Shut up. Don’t you know that rules are for the Little People? LOL
(I realized I did that just before you commented. But shut up anyway…)
I was going to say what gregg said. However, just to be different I would say I would like to have dinner with Marx, Nietzsche and Freud, and I would like to have that dinner just before they started publishing, so I could either poison the lot of them or pull out a gun and shoot them dead as a favour to humanity. (I have a much longer list of “better dead” authors, but you only asked for three.)
George R.R. Martin, C.S. Lewis, and Henryk Sienkiewicz. If I’m allowed a fourth, it’s Suzanne Collins.
You specified ” … (not poets, not songwriters, not playwrights – I’m talking writers of fiction here) …”
Then you went and listed Shakespeare who was both poet and playwright but certainly did not write prose fiction. Dude!
Rule #1 of my blog: rules are for other people. You must be new here.
I’m going to be incredibly low brow and feminist and say Anne McCaffrey, J.K. Rowling, and L.M. Montgomery.
Hard to limit to 3. But would have to say JRR Tolkein, CS Lewis & GK Chesterton if I had to limit to 3.
First off just to suck up to the host, I wouldn’t have minded at all to be at the table when you and Dale Price met up.

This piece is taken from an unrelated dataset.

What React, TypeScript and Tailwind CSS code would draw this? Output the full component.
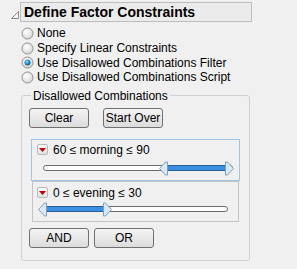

As for Tim Powers surely his friend James Blaylock would be part of a package deal.
Just pulling out three out of my non-existent hat because if I thought about the subject with any seriousness I would be infinitely deadlocked on picking just three.
Chesterton, Flannery O’Connor, St. Thomas Aquinas.
Plus they would be a nicely matched set, although Flanney would be odd “ma”n out as far as girth goes. Flannery read Aquinas continuously, and of course Chesterton wrote that wonderful book on him.
JF Powers, Graham Greene, and Walker Percy.
J.R.R. Tokein, G.K. Chesterton and Rick Riordan.
C.S. Lewis, G. K. Chesterton, and Mark Twain. Gosh, that would be a fun and interesting dinner.
Malcolm X, Umberto Eco and John Zmirak
Mark Helprin, Walter Miller, and Frank Herbert.
J.R.R Tolkien, G.K Chesterton, and Roy Campbell. – why couldn’t it be 4 People Friday? i couldn’t fit Hilaire Belloc.